═══ Provided entries

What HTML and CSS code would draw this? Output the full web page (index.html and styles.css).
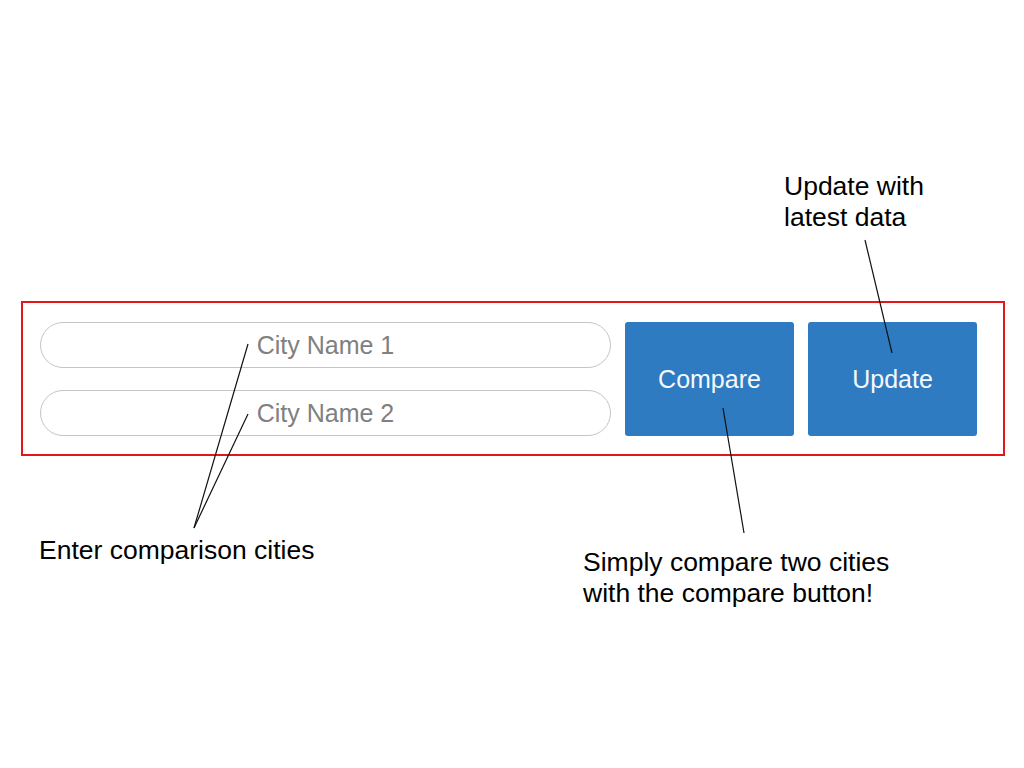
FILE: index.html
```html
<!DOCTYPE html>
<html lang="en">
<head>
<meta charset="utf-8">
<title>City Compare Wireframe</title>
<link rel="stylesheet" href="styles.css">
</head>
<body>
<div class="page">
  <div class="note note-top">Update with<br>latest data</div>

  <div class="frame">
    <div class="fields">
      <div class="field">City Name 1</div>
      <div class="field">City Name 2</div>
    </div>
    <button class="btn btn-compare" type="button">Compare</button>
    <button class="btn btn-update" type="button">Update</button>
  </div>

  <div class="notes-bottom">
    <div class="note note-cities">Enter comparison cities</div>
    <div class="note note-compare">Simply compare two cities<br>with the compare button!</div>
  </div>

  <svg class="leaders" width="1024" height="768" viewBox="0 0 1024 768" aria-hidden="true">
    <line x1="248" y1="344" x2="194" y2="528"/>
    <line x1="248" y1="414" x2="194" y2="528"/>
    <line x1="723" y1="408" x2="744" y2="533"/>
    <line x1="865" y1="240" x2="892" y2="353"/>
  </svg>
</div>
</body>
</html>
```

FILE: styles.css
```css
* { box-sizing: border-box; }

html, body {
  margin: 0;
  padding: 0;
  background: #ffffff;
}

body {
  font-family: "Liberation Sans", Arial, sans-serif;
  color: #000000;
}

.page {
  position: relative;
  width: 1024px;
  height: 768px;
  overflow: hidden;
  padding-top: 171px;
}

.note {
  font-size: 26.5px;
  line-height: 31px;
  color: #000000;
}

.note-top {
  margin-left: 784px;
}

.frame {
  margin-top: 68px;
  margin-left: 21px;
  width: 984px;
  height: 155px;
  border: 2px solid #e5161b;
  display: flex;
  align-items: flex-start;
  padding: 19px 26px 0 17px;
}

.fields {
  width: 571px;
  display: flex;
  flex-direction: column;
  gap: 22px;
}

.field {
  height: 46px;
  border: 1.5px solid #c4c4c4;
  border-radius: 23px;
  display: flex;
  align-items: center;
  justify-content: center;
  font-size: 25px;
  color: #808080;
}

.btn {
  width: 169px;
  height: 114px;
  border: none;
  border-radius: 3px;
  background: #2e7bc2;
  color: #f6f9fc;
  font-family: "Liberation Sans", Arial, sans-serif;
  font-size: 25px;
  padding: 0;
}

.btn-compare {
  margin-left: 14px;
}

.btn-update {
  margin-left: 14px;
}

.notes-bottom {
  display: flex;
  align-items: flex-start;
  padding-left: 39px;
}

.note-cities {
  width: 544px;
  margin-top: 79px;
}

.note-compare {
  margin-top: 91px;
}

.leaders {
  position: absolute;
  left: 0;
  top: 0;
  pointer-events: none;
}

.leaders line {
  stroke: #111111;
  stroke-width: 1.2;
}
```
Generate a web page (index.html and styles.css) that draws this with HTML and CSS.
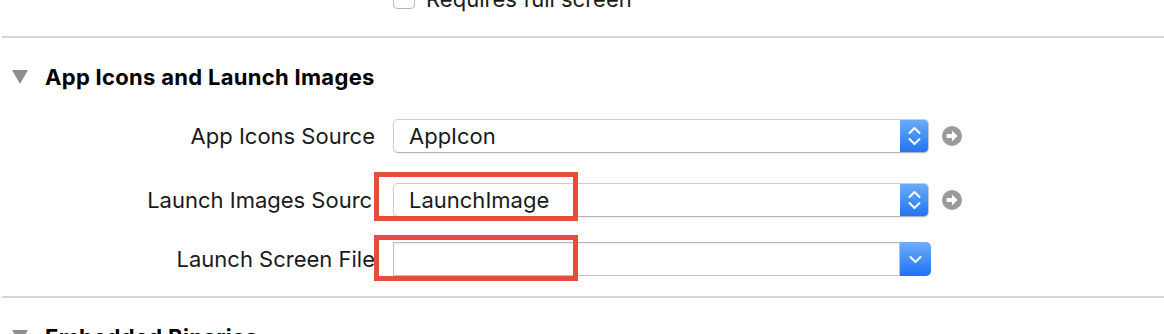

══════

### Task details
Set the entries down again exactly. Do not include the images.

### Response for this exercise
What HTML and CSS code would draw this? Output the full web page (index.html and styles.css).
FILE: index.html
```html
<!DOCTYPE html>
<html lang="en">
<head>
<meta charset="utf-8">
<title>City Compare Wireframe</title>
<link rel="stylesheet" href="styles.css">
</head>
<body>
<div class="page">
  <div class="note note-top">Update with<br>latest data</div>

  <div class="frame">
    <div class="fields">
      <div class="field">City Name 1</div>
      <div class="field">City Name 2</div>
    </div>
    <button class="btn btn-compare" type="button">Compare</button>
    <button class="btn btn-update" type="button">Update</button>
  </div>

  <div class="notes-bottom">
    <div class="note note-cities">Enter comparison cities</div>
    <div class="note note-compare">Simply compare two cities<br>with the compare button!</div>
  </div>

  <svg class="leaders" width="1024" height="768" viewBox="0 0 1024 768" aria-hidden="true">
    <line x1="248" y1="344" x2="194" y2="528"/>
    <line x1="248" y1="414" x2="194" y2="528"/>
    <line x1="723" y1="408" x2="744" y2="533"/>
    <line x1="865" y1="240" x2="892" y2="353"/>
  </svg>
</div>
</body>
</html>
```

FILE: styles.css
```css
* { box-sizing: border-box; }

html, body {
  margin: 0;
  padding: 0;
  background: #ffffff;
}

body {
  font-family: "Liberation Sans", Arial, sans-serif;
  color: #000000;
}

.page {
  position: relative;
  width: 1024px;
  height: 768px;
  overflow: hidden;
  padding-top: 171px;
}

.note {
  font-size: 26.5px;
  line-height: 31px;
  color: #000000;
}

.note-top {
  margin-left: 784px;
}

.frame {
  margin-top: 68px;
  margin-left: 21px;
  width: 984px;
  height: 155px;
  border: 2px solid #e5161b;
  display: flex;
  align-items: flex-start;
  padding: 19px 26px 0 17px;
}

.fields {
  width: 571px;
  display: flex;
  flex-direction: column;
  gap: 22px;
}

.field {
  height: 46px;
  border: 1.5px solid #c4c4c4;
  border-radius: 23px;
  display: flex;
  align-items: center;
  justify-content: center;
  font-size: 25px;
  color: #808080;
}

.btn {
  width: 169px;
  height: 114px;
  border: none;
  border-radius: 3px;
  background: #2e7bc2;
  color: #f6f9fc;
  font-family: "Liberation Sans", Arial, sans-serif;
  font-size: 25px;
  padding: 0;
}

.btn-compare {
  margin-left: 14px;
}

.btn-update {
  margin-left: 14px;
}

.notes-bottom {
  display: flex;
  align-items: flex-start;
  padding-left: 39px;
}

.note-cities {
  width: 544px;
  margin-top: 79px;
}

.note-compare {
  margin-top: 91px;
}

.leaders {
  position: absolute;
  left: 0;
  top: 0;
  pointer-events: none;
}

.leaders line {
  stroke: #111111;
  stroke-width: 1.2;
}
```
Generate a web page (index.html and styles.css) that draws this with HTML and CSS.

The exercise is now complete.